#### Set problem
Starting with the first line of the listing, quote each line exactly until and including the one with "7 7.500 12.500", leaving pictures out.

#### Source excerpt
-*-

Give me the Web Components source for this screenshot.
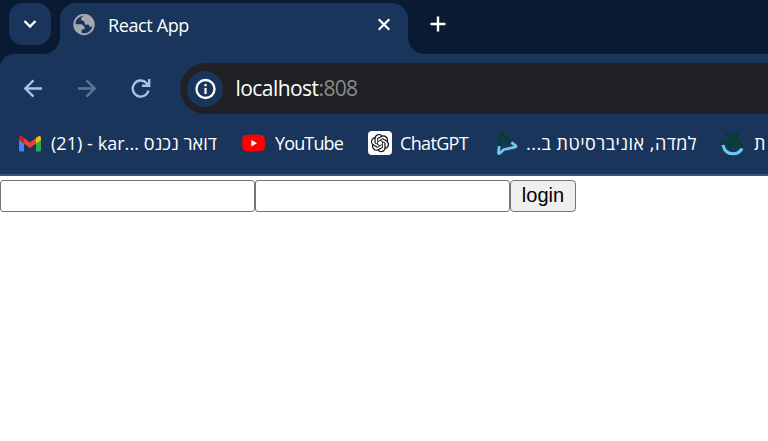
<!DOCTYPE html>
<html lang="en"><head><meta charset="utf-8"><title>React App</title>
<style>html,body{margin:0;height:100%;background:#fff;overflow:hidden}</style></head>
<body><browser-window></browser-window>
<script>
const define=(name,html,ready)=>customElements.define(name,class extends HTMLElement{
  constructor(){super();this.attachShadow({mode:'open'}).innerHTML=html;}
  connectedCallback(){if(ready)ready.call(this);}
});

/* A single-line label, tracked to the width given in its attribute. */
define('ui-label',`<style>:host{display:block;flex:none;white-space:nowrap}span{display:inline-block}</style><span><slot></slot></span>`,function(){
  const s=this.shadowRoot.querySelector('span'),w=+this.getAttribute('width');
  if(w){const n=this.textContent.length;s.style.letterSpacing=((w-s.getBoundingClientRect().width)/n)+'px';this.style.width=w+'px';}
});

define('tab-search',`<style>:host{display:flex;align-items:center;justify-content:center;flex:none;width:42px;height:42px;border-radius:14px;background:#1a355b}</style>
<svg width="14" height="10" viewBox="0 0 14 10"><path d="M1.500 2 7 7.500 12.500 2" fill="none" stroke="#fff" stroke-width="2.300"/></svg>`);

define('browser-tab',`<style>:host{display:flex;flex:none;box-sizing:border-box;width:348px;height:51px;padding:0 17px 8px 13px;align-items:center;background:#1a355b;border-radius:16px 16px 0 0;color:#fff;position:relative}
:host::before,:host::after{content:"";position:absolute;bottom:0;width:16px;height:16px}
:host::before{left:-16px;background:radial-gradient(circle at 0 0,transparent 15.5px,#1a355b 16px)}
:host::after{right:-16px;background:radial-gradient(circle at 100% 0,transparent 15.5px,#1a355b 16px)}
.t{flex:1;margin-left:13px}</style>
<svg width="22" height="22" viewBox="0 0 22 22"><circle cx="11" cy="10.500" r="9.700" fill="none" stroke="#a5a8ae" stroke-width="2"/><path d="M12.500 1C10 2.200 8 3.200 8 5c0 1.700 2 1.500 3 2.300 1 .9.200 2.400 1.200 3.200 1.200.9 2.200-.3 3.300.3 1.200.8.600 2 2 2h3.300A10.500 10.500 0 0 0 12.500 1ZM1 10.200h6.200c2.500 0 4.500 1.800 4.500 4 .1.800-.5 1.200-1.500 1.200H8.600v4.700C4.200 19.200 1 15.200 1 10.200Z" fill="#a5a8ae"/></svg>
<div class="t"><slot></slot></div>
<svg width="14" height="14" viewBox="0 0 14 14"><path d="m1.700 1.200 10.600 10.600m0-10.600L1.700 11.800" stroke="#fff" stroke-width="2.200"/></svg>`);

define('tab-strip',`<style>:host{display:flex;height:54px;box-sizing:border-box;padding:3px 0 0 9px;background:#0a1a32;font-size:18px}
browser-tab{margin-left:9px}.plus{margin:13px 0 0 22px}</style>
<tab-search></tab-search><browser-tab><ui-label width="81">React App</ui-label></browser-tab>
<svg class="plus" width="16" height="16" viewBox="0 0 16 16"><path d="M8 .5v15M.5 8h15" stroke="#fff" stroke-width="2.400"/></svg>`);

define('address-bar',`<style>:host{display:flex;align-items:center;flex:1;height:51px;box-sizing:border-box;padding-left:7px;border-radius:26px 0 0 26px;background:#202124;color:#fff;font-size:21px}
.i{display:flex;align-items:center;justify-content:center;width:36px;height:36px;border-radius:50%;background:#1a355b;margin-right:12.5px}.p{color:#8a8b8d}ui-label{margin-top:-1px}</style>
<div class="i"><svg width="22" height="22" viewBox="0 0 22 22"><circle cx="11.500" cy="11" r="9" fill="none" stroke="#fff" stroke-width="2.300"/><path d="M11.500 10v6M11.500 6v2.200" stroke="#fff" stroke-width="2.200"/></svg></div>
<ui-label width="83">localhost</ui-label><ui-label class="p" width="39">:808</ui-label>`);

define('nav-bar',`<style>:host{display:flex;align-items:center;height:69px;box-sizing:border-box;padding-left:23px;background:#1a355b}
svg{flex:none}.f,.r{margin-left:34px}address-bar{margin-left:29px}</style>
<svg width="20" height="20" viewBox="0 0 20 20"><path d="M19 9.500H2.700M10.500 1.300 2.300 9.500l8.200 8.200" fill="none" stroke="#a8c0e8" stroke-width="2.400"/></svg>
<svg class="f" width="20" height="20" viewBox="0 0 20 20"><path d="M1 9.500h16.300M9.500 1.300l8.200 8.200-8.200 8.200" fill="none" stroke="#5d7599" stroke-width="2.400"/></svg>
<svg class="r" width="20" height="20" viewBox="0 0 20 20"><path d="M17.500 11.500a8 8 0 1 1-1.900-7.400L18 6.500M18.200 0v6.700H11" fill="none" stroke="#a8c0e8" stroke-width="2.400"/></svg>
<address-bar></address-bar>`);

define('book-mark',`<style>:host{display:flex;align-items:center;flex:none}::slotted(svg){flex:none;display:block}</style><slot name="icon"></slot><slot></slot>`);

define('bookmarks-bar',`<style>:host{display:flex;align-items:center;height:53px;box-sizing:border-box;padding:0 0 11px 18px;background:#1a355b;border-bottom:2px solid #3b547b;color:#fff;font-size:18px;overflow:hidden}
ui-label{margin-left:9px}.y{margin-left:24px}.c{margin-left:25px}.l{margin-left:28px}.a{margin-left:24px}.c ui-label,.l ui-label,.a ui-label{margin-left:8px}.a ui-label{margin-left:9px}</style>
<book-mark><svg slot="icon" width="24" height="18" viewBox="0 0 24 18"><g transform="translate(0 .5)"><path d="M1 4.500 6 8v9H2.500A1.500 1.500 0 0 1 1 15.500Z" fill="#4285f4"/><path d="m18 8 5-3.500v11a1.500 1.500 0 0 1-1.500 1.500H18Z" fill="#34a853"/><path d="M18 3.500 20 2c1.500-1.200 3-.2 3 1.500v2L18 9Z" fill="#fbbc04"/><path d="m6 3.500 6 4.500 6-4.500V9l-6 4.500L6 9Z" fill="#ea4335"/><path d="M1 3.500C1 1.200 3 .500 4.500 2L6 3.500V9L1 5.500Z" fill="#c5221f"/></g></svg><ui-label width="166">(21) - kar... דואר נכנס</ui-label></book-mark>
<book-mark class="y"><svg slot="icon" width="25" height="18" viewBox="0 0 25 18"><path transform="translate(.6 .5)" d="M4 .500Q12.500-.300 20 .500q2.500.300 3 2.500 1 5.500 0 11-.5 2.200-3 2.500-8 1-16 0-2.500-.3-3-2.500-1-5.500 0-11Q1.500.800 4 .500Z" fill="red"/><path d="M10.300 5.900v6.600L16 9.200Z" fill="#fff"/></svg><ui-label width="68">YouTube</ui-label></book-mark>
<book-mark class="c"><svg slot="icon" width="24" height="24" viewBox="0 0 24 24"><rect width="24" height="24" rx="4" fill="#fff"/><path transform="translate(2.900 2.900) scale(.76)" fill="#111" d="M22.2819 9.8211a5.9847 5.9847 0 0 0-.5157-4.9108 6.0462 6.0462 0 0 0-6.5098-2.9A6.0651 6.0651 0 0 0 4.9807 4.1818a5.9847 5.9847 0 0 0-3.9977 2.9 6.0462 6.0462 0 0 0 .7427 7.0966 5.98 5.98 0 0 0 .511 4.9107 6.051 6.051 0 0 0 6.5146 2.9001A5.9847 5.9847 0 0 0 13.2599 24a6.0557 6.0557 0 0 0 5.7718-4.2058 5.9894 5.9894 0 0 0 3.9977-2.9001 6.0557 6.0557 0 0 0-.7475-7.0729zm-9.022 12.6081a4.4755 4.4755 0 0 1-2.8764-1.0408l.1419-.0804 4.7783-2.7582a.7948.7948 0 0 0 .3927-.6813v-6.7369l2.02 1.1686a.071.071 0 0 1 .038.052v5.5826a4.504 4.504 0 0 1-4.4945 4.4944zm-9.6607-4.1254a4.4708 4.4708 0 0 1-.5346-3.0137l.142.0852 4.783 2.7582a.7712.7712 0 0 0 .7806 0l5.8428-3.3685v2.3324a.0804.0804 0 0 1-.0332.0615L9.74 19.9502a4.4992 4.4992 0 0 1-6.1408-1.6464zM2.3408 7.8956a4.485 4.485 0 0 1 2.3655-1.9728V11.6a.7664.7664 0 0 0 .3879.6765l5.8144 3.3543-2.0201 1.1685a.0757.0757 0 0 1-.071 0l-4.8303-2.7865A4.504 4.504 0 0 1 2.3408 7.872zm16.5963 3.8558L13.1038 8.364 15.1192 7.2a.0757.0757 0 0 1 .071 0l4.8303 2.7913a4.4944 4.4944 0 0 1-.6765 8.1042v-5.6772a.79.79 0 0 0-.407-.667zm2.0107-3.0231l-.142-.0852-4.7735-2.7818a.7759.7759 0 0 0-.7854 0L9.409 9.2297V6.8974a.0662.0662 0 0 1 .0284-.0615l4.8303-2.7866a4.4992 4.4992 0 0 1 6.6802 4.66zM8.3065 12.863l-2.02-1.1638a.0804.0804 0 0 1-.038-.0567V6.0742a4.4992 4.4992 0 0 1 7.3757-3.4537l-.142.0805L8.704 5.459a.7948.7948 0 0 0-.3927.6813zm1.0976-2.3654l2.602-1.4998 2.6069 1.4998v2.9994l-2.5974 1.4997-2.6067-1.4997Z"/></svg><ui-label width="68">ChatGPT</ui-label></book-mark>
<book-mark class="l"><svg slot="icon" width="22" height="24" viewBox="0 0 22 24" fill="none" stroke-width="2.800" stroke-linejoin="round"><path d="M3.500 15 4.500 2.500q.3-1.200 1.300-.2L15.500 12" stroke="#02402d"/><path d="M3.200 15 2.500 21.500q-.1 1.600 1.200.8L8 18.500l11-2.300q1.800-.500.300-1.900l-4-3" stroke="#6fc7ea"/></svg><ui-label dir="rtl" width="171">למדה, אוניברסיטת ב...</ui-label></book-mark>
<book-mark class="a"><svg slot="icon" width="24" height="26" viewBox="0 0 24 26" fill="none" stroke-width="2.700"><path d="M2 15q1.800 8.800 10 8.800 6.500 0 9.300-5.800" stroke="#6fc7ea" stroke-width="3"/><path d="M4.500 3.500 9 7q2 1.800 1 4.500L8.500 15.500M1.500 11.500 11 16.500M11.500 3l9.500 14-5-1M16.500 2.500l-1 5.500M14 8.500l-1.500 7" stroke="#02402d"/></svg><ui-label dir="rtl">ת</ui-label></book-mark>`);

define('login-form',`<style>:host{display:flex;padding-top:4px}
input,button{box-sizing:border-box;height:32px;margin:0;border:1px solid #767676;border-radius:3px;font:20px "Liberation Sans",Arial,sans-serif}
input{width:255px;background:#fff;padding:1px 2px}button{width:66px;padding:0 0 1px;background:#efefef;color:#000;border-radius:4px}</style>
<input type="text" aria-label="Username"><input type="password" aria-label="Password"><button>login</button>`);

define('browser-window',`<style>:host{display:block;font-family:"Open Sans","Noto Sans","DejaVu Sans",sans-serif}
.chrome{background:#0a1a32}nav-bar{border-top-left-radius:14px}</style>
<div class="chrome"><tab-strip></tab-strip><nav-bar></nav-bar><bookmarks-bar></bookmarks-bar></div><login-form></login-form>`);
</script></body></html>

-*-

#### Task response
Give me the Web Components source for this screenshot.
<!DOCTYPE html>
<html lang="en"><head><meta charset="utf-8"><title>React App</title>
<style>html,body{margin:0;height:100%;background:#fff;overflow:hidden}</style></head>
<body><browser-window></browser-window>
<script>
const define=(name,html,ready)=>customElements.define(name,class extends HTMLElement{
  constructor(){super();this.attachShadow({mode:'open'}).innerHTML=html;}
  connectedCallback(){if(ready)ready.call(this);}
});

/* A single-line label, tracked to the width given in its attribute. */
define('ui-label',`<style>:host{display:block;flex:none;white-space:nowrap}span{display:inline-block}</style><span><slot></slot></span>`,function(){
  const s=this.shadowRoot.querySelector('span'),w=+this.getAttribute('width');
  if(w){const n=this.textContent.length;s.style.letterSpacing=((w-s.getBoundingClientRect().width)/n)+'px';this.style.width=w+'px';}
});

define('tab-search',`<style>:host{display:flex;align-items:center;justify-content:center;flex:none;width:42px;height:42px;border-radius:14px;background:#1a355b}</style>
<svg width="14" height="10" viewBox="0 0 14 10"><path d="M1.500 2 7 7.500 12.500 2" fill="none" stroke="#fff" stroke-width="2.300"/></svg>`);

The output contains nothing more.